The pattern of Chinese flights around the waters near Okinawa indicates greater efforts at intelligence collection
Up until recently China remained a predominantly continental entity, with a military that reflected that historical predisposition. As China’s national power continues to grow, so have its ambitions to expand, and this means becoming a seafaring nation. This, of course, is bound to bring it in proximity to other countries in the Asia Pacific. In recent months, the tensions that inhere from this expansion have become all the more prominent, with Chinese vessels clashing with the Philippines and Vietnam in the South China Sea, over which Beijing claims sovereignty in its entirety.
Earlier this year, Beijing was also turning the screw on Seoul over waters surrounding the disputed Ieo Island off South Korea.
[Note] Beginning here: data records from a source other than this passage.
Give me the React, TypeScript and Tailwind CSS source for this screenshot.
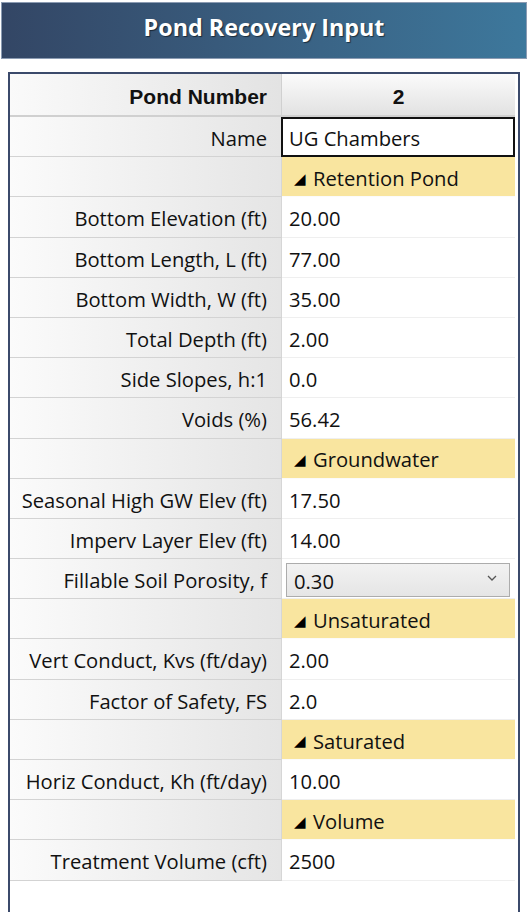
import React from "react";

type Row =
  | { kind: "value"; label: string; value: string }
  | { kind: "section"; title: string }
  | { kind: "name"; label: string; value: string }
  | { kind: "select"; label: string; value: string };

const rows: Row[] = [
  { kind: "name", label: "Name", value: "UG Chambers" },
  { kind: "section", title: "Retention Pond" },
  { kind: "value", label: "Bottom Elevation (ft)", value: "20.00" },
  { kind: "value", label: "Bottom Length, L (ft)", value: "77.00" },
  { kind: "value", label: "Bottom Width, W (ft)", value: "35.00" },
  { kind: "value", label: "Total Depth (ft)", value: "2.00" },
  { kind: "value", label: "Side Slopes, h:1", value: "0.0" },
  { kind: "value", label: "Voids (%)", value: "56.42" },
  { kind: "section", title: "Groundwater" },
  { kind: "value", label: "Seasonal High GW Elev (ft)", value: "17.50" },
  { kind: "value", label: "Imperv Layer Elev (ft)", value: "14.00" },
  { kind: "select", label: "Fillable Soil Porosity, f", value: "0.30" },
  { kind: "section", title: "Unsaturated" },
  { kind: "value", label: "Vert Conduct, Kvs (ft/day)", value: "2.00" },
  { kind: "value", label: "Factor of Safety, FS", value: "2.0" },
  { kind: "section", title: "Saturated" },
  { kind: "value", label: "Horiz Conduct, Kh (ft/day)", value: "10.00" },
  { kind: "section", title: "Volume" },
  { kind: "value", label: "Treatment Volume (cft)", value: "2500" },
];

const font = "font-['Open_Sans','Noto_Sans',sans-serif]";

function LabelCell({ text }: { text: string }) {
  return (
    <div className="w-[272px] shrink-0 h-full flex items-center justify-end pr-[14px] pt-[3px] bg-gradient-to-r from-[#fbfbfb] to-[#e5e5e5] border-b border-[#d3d3d3] border-r border-r-[#d6d6d6]">
      <span className="text-[20.2px] text-[#111] leading-none whitespace-nowrap">{text}</span>
    </div>
  );
}

export default function App() {
  return (
    <div className={`w-[527px] h-[912px] overflow-hidden bg-white ${font}`}>
      <div className="ml-[1px] mt-[2px] h-[57px] bg-gradient-to-r from-[#334665] to-[#3d789c] border border-[#8b9bb2] flex items-center justify-center">
        <span className="text-white font-bold text-[23.3px] leading-none [text-shadow:1px_1px_1px_rgba(0,0,0,0.55)] -mt-[5px]">
          Pond Recovery Input
        </span>
      </div>

      <div className="mt-[13px] ml-[8px] w-[512px] h-[900px] border-2 border-b-0 border-[#3b4a6b] pr-[3px]">
        <div className="flex h-[43px]">
          <div className="w-[272px] shrink-0 h-full flex items-center justify-end pr-[14px] pt-[3px] bg-gradient-to-r from-[#fafafa] to-[#e3e3e3] border-b-2 border-[#d0d0d0] border-r border-r-[#d0d0d0]">
            <span className="font-['Liberation_Sans',Arial,sans-serif] font-bold text-[21px] text-[#111] leading-none">
              Pond Number
            </span>
          </div>
          <div className="flex-1 h-full flex items-center justify-center pt-[3px] bg-gradient-to-b from-[#fbfbfb] to-[#e2e2e2] border-b-2 border-[#d0d0d0]">
            <span className="font-['Liberation_Sans',Arial,sans-serif] font-bold text-[21px] text-[#111] leading-none">
              2
            </span>
          </div>
        </div>

        {rows.map((r, i) => (
          <div key={i} className="flex h-[40.2px]">
            <LabelCell text={r.kind === "section" ? "" : r.label} />
            {r.kind === "value" && (
              <div className="flex-1 h-full flex items-center pl-[7px] pt-[3px] bg-white border-b border-[#efefef]">
                <span className="text-[20.2px] text-[#111] leading-none">{r.value}</span>
              </div>
            )}
            {r.kind === "name" && (
              <div className="flex-1 h-full flex items-center pl-[6px] pt-[3px] bg-white border-2 border-[#111] -ml-[1px]">
                <span className="text-[20.2px] text-[#111] leading-none">{r.value}</span>
              </div>
            )}
            {r.kind === "section" && (
              <div className="flex-1 h-full flex items-center pl-[12px] pt-[3px] bg-[#f9e59f] border-b border-[#fbfbfb]">
                <span className="text-[15px] text-black leading-none mr-[7px]">◢</span>
                <span className="text-[20.2px] text-[#111] leading-none">{r.title}</span>
              </div>
            )}
            {r.kind === "select" && (
              <div className="flex-1 h-full flex items-center pl-[4px] pr-[5px] bg-white border-b border-[#efefef]">
                <div className="w-full h-[34px] mt-[2px] flex items-center justify-between pl-[7px] pt-[3px] pr-[12px] border border-[#acacac] bg-gradient-to-b from-[#f2f2f2] to-[#e5e5e5]">
                  <span className="text-[20.2px] text-[#111] leading-none">{r.value}</span>
                  <svg width="10" height="6" viewBox="0 0 10 6" className="mb-[6px]">
                    <path d="M1 1 L5 5 L9 1" fill="none" stroke="#555" strokeWidth="1.3" />
                  </svg>
                </div>
              </div>
            )}
          </div>
        ))}
      </div>
    </div>
  );
}
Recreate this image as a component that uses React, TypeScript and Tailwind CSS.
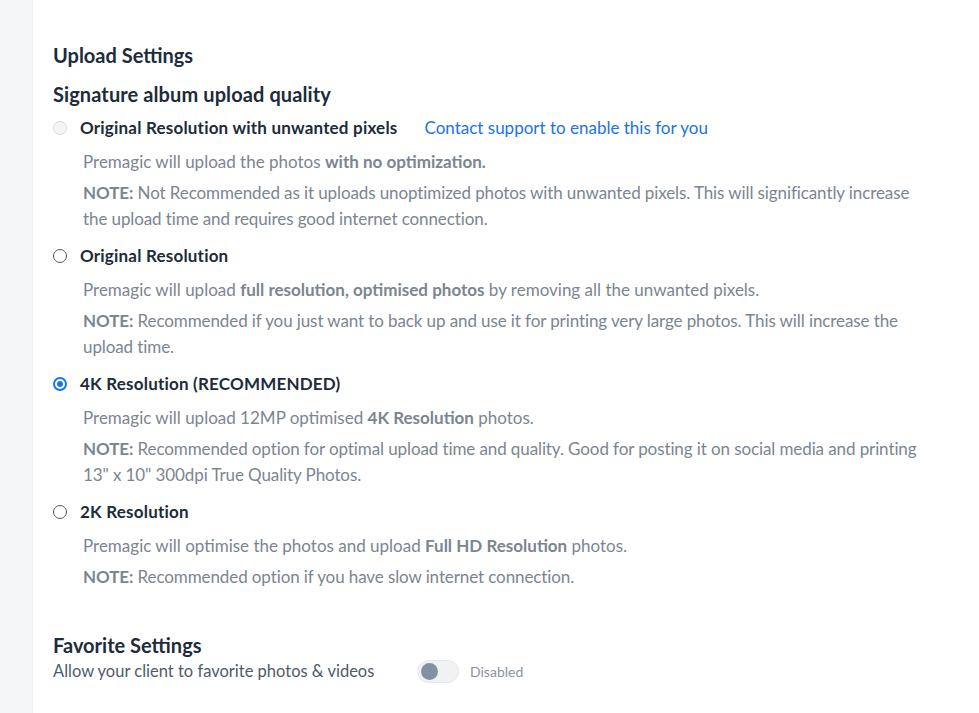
import React from "react";

const font = { fontFamily: "Lato, 'Noto Sans', sans-serif" };

function Radio({ state }: { state: "disabled" | "off" | "on" }) {
  if (state === "on")
    return (
      <span className="flex h-[14px] w-[14px] items-center justify-center rounded-full border-[2px] border-[#1677f2] bg-white">
        <span className="h-[6px] w-[6px] rounded-full bg-[#1677f2]" />
      </span>
    );
  if (state === "disabled")
    return <span className="h-[14px] w-[14px] rounded-full border border-[#d6d9dd] bg-[#f4f5f6]" />;
  return <span className="h-[14px] w-[14px] rounded-full border border-[#4b5563] bg-white" />;
}

function Option({
  state,
  label,
  extra,
  desc,
  note,
}: {
  state: "disabled" | "off" | "on";
  label: string;
  extra?: React.ReactNode;
  desc: React.ReactNode;
  note: string;
}) {
  return (
    <div className="flex flex-col">
      <div className="flex h-6 items-center">
        <Radio state={state} />
        <span className="ml-[13px] text-[17px] font-bold tracking-[0.2px] text-[#1d2b3a]">{label}</span>
        {extra}
      </div>
      <div className="mt-[9px] pl-[30px] pr-[29px] text-[17px] leading-[26px] text-[#7b8591]">
        <p>{desc}</p>
        <p className="mt-[5px] tracking-[-0.1px]">
          <span className="font-bold">NOTE:</span> {note}
        </p>
      </div>
    </div>
  );
}

export default function App() {
  return (
    <div className="flex min-h-[713px] w-full bg-white" style={font}>
      <div className="w-[33px] shrink-0 border-r border-[#eceef1] bg-[#f5f6f8]" />
      <div className="flex-1 pl-[20px] pr-[25px] pt-[41px]">
        <h2 className="text-[20px] font-bold leading-[28px] text-[#1d2b3a]">Upload Settings</h2>
        <h3 className="mt-[11px] text-[20px] font-bold leading-[28px] tracking-[0.1px] text-[#1d2b3a]">
          Signature album upload quality
        </h3>
        <div className="mt-[8px] flex flex-col gap-[12px]">
          <Option
            state="disabled"
            label="Original Resolution with unwanted pixels"
            extra={
              <a className="ml-[27px] text-[17px] text-[#1a73e8]">Contact support to enable this for you</a>
            }
            desc={
              <>
                Premagic will upload the photos <b>with no optimization.</b>
              </>
            }
            note="Not Recommended as it uploads unoptimized photos with unwanted pixels. This will significantly increase the upload time and requires good internet connection."
          />
          <Option
            state="off"
            label="Original Resolution"
            desc={
              <>
                Premagic will upload <b>full resolution, optimised photos</b> by removing all the unwanted pixels.
              </>
            }
            note="Recommended if you just want to back up and use it for printing very large photos. This will increase the upload time."
          />
          <Option
            state="on"
            label="4K Resolution (RECOMMENDED)"
            desc={
              <>
                Premagic will upload 12MP optimised <b>4K Resolution</b> photos.
              </>
            }
            note={'Recommended option for optimal upload time and quality. Good for posting it on social media and printing 13" x 10" 300dpi True Quality Photos.'}
          />
          <Option
            state="off"
            label="2K Resolution"
            desc={
              <>
                Premagic will optimise the photos and upload <b>Full HD Resolution</b> photos.
              </>
            }
            note="Recommended option if you have slow internet connection."
          />
        </div>
        <h2 className="mt-[41px] text-[20px] font-bold leading-[28px] text-[#1d2b3a]">Favorite Settings</h2>
        <div className="flex h-6 items-center">
          <span className="w-[364px] text-[16.5px] text-[#4f5b69]">Allow your client to favorite photos &amp; videos</span>
          <span className="flex h-[23px] w-[42px] items-center rounded-full border border-[#e5e7eb] bg-[#f1f2f4] px-[3px]">
            <span className="h-[17px] w-[17px] rounded-full bg-[#8391a1]" />
          </span>
          <span className="ml-[11px] text-[14px] text-[#8a939e]">Disabled</span>
        </div>
      </div>
    </div>
  );
}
Now Japan’s Defense Ministry this week released its data on the number of times it had to scramble aircraft in response to foreign approaches to its airspace in 2011.
In all, Air Self-Defense Force fighter aircraft were scrambled 156 times in response to Chinese aircraft approaching Japanese airspace last year, a record high for China since the Defense Ministry started releasing such data by country in 2001, Kyodo news reported on Wednesday.
Japanese military aircraft made sorties on 425 occasions as a precaution against approaching foreign aircraft in the year to March 31, the first time in 20 years that the number exceeded 400, the ministry said, adding that this was evidence, in part, of increasing military activity by China in the East China Sea. (By country, the greatest number of operations targeted Russian airplanes at 247 times, which was down 17 from the previous year.)
Japan’s SDF also said that flight patterns by Chinese aircraft had diversified, with intelligence-gathering planes (including the four-engine turboprop Y-8 maritime patrol/anti-submarine warfare aircraft, pictured above) standing out. A number of such flights occurred close to Okinawa, which serves as a major base for US forces that would likely be involved in a Taiwan contingency. As China gathers intelligence on facilities there and elsewhere, it will be in a better position, should it come to that, to target bases there preemptively — probably using MRBMs — before launching an attack against Taiwan.